Corriere La Lettura 7.2.16
Oriente. Feticismo di massa
La Thailandia cura l’ansia con le bambole magiche
di Marco Del Corona
Che
in Thailandia sia diventata una faccenda seria, serissima, lo si è
capito quando ci si è messa anche una compagnia aerea. La Thai Smile ha
deciso di consentire alle luk thep , bambole «magiche», di viaggiare con
i loro possessori occupando un posto e pagando regolare biglietto.
Prima erano i ristoranti a lasciare che si sedessero e che venisse loro
pagato il conto delle ordinazioni (evidentemente non consumate). Sono i
segni più visibili di un impazzimento che da diversi mesi ha investito
il Paese: le luk thep sono diventate una moda che tiene insieme la
contemporaneità e radicatissime superstizioni che ora stanno un po’
scappando di mano. Spesso di produzione industriale, le bambole luk thep
vengono associate a rituali scaramantici, abbigliate e appositamente
preparate anche per cifre non irrilevanti, nell’ordine delle centinaia
di euro.
«Come definire questa mania? Feticismo». Tew Bunnag
(1947) è uno degli scrittori thailandesi più importanti e uno dei
pochissimi tradotti in Italia ( Il viaggio del Naga e Cortina di pioggia
sono usciti per Metropoli d’Asia). Da giallista di successo frequenta
abitualmente la zona d’ombra di una Thailandia ora così affollata di luk
thep e di ansie. «Sono quattro o cinque mesi — spiega a “la Lettura” —
che il fenomeno ha preso questa forma parossistica. Direi che si tratta
effettivamente di un distacco dalla normale ossessione dei thai per gli
amuleti, una passione più tradizionale, insieme con i tatuaggi, le
fatture, le pozioni, i lingam (falli, ndr ) di legno o terracotta. Ma
l’uso delle bambole è nuovo e mi sembra come importato da fuori. Mi
colpisce anche l’aspetto della modernità rappresentato dal fatto che
siano bambole prodotte in fabbrica». Resta comunque un territorio non
troppo distante dalla superstizione tradizionale. «Mi sembra uno
sviluppo logico dal feticismo naturale a quello industriale, quasi che
si passasse dalla sfera ancestrale a quella consumistica. C’è chi porta
le luk thep dai monaci per una benedizione».
In Thailandia il
buddhismo si intreccia con le credenze popolari, governandole e
contaminandole: il passo in più, aggiunge Tew Bunnag, «è che si ritiene
che le bambole incarnino gli spiriti di bambini non nati». Perché ora
tutto ciò? «Quando l’insicurezza dilaga, alla faccia di quello che
possano dire i sondaggi, i thai si buttano nel soprannaturale. Chi
maneggia queste bambole spera che abbiano una qualche influenza.
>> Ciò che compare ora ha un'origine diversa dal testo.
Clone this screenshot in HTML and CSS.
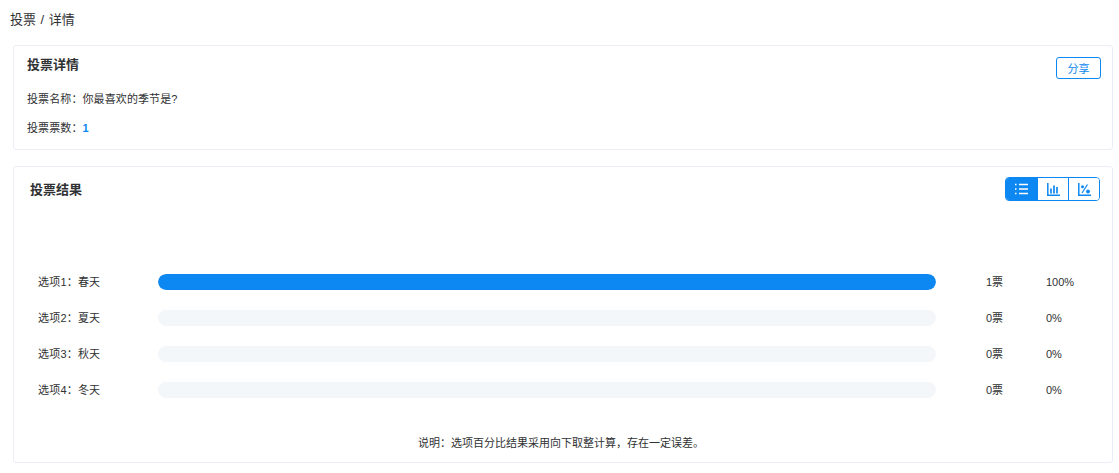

Che
funzionino». Un esorcismo, ma psicologico, quasi: «Le luk thep
permettono alle persone di scartare dai problemi reali e dalle paure che
si costruiscono. E infatti non è un caso che le luk thep abbiano
cominciato a diffondersi in autunno quando è stato evidente a tutti che
l’economia della Thailandia era parecchio in difficoltà».
Il clero
buddhista manifesta insofferenza. Il governo autoritario guidato
dall’ex generale Prayuth Chan-ocha ha mostrato di non gradire, e non
solo perché le bambole si rivelano efficaci per nascondere e trasportare
droga: «Immagino — continua lo scrittore — perché il fenomeno rivela
quanto poco la gente abbia fiducia in coloro che si suppone debbano
risolvere i problemi del Paese». Meglio le bambole del governo, in
pratica. «Sì, il governo ha di che preoccuparsi», chiosa Tew Bunnag. La
realtà supera l’immaginazione di un Paese da dieci anni sull’ottovolante
di colpi di Stato, instabilità politica, disordini, morti e
repressione, sullo sfondo della salute declinante del re ottantottenne
Bhumibol Adulyadej, punto di equilibrio dall’immediato dopoguerra. È un
mondo che vacilla e si aggrappa alle bambole. «E io non ci ho neanche
scritto una storia, sulle luk thep ». Non ancora.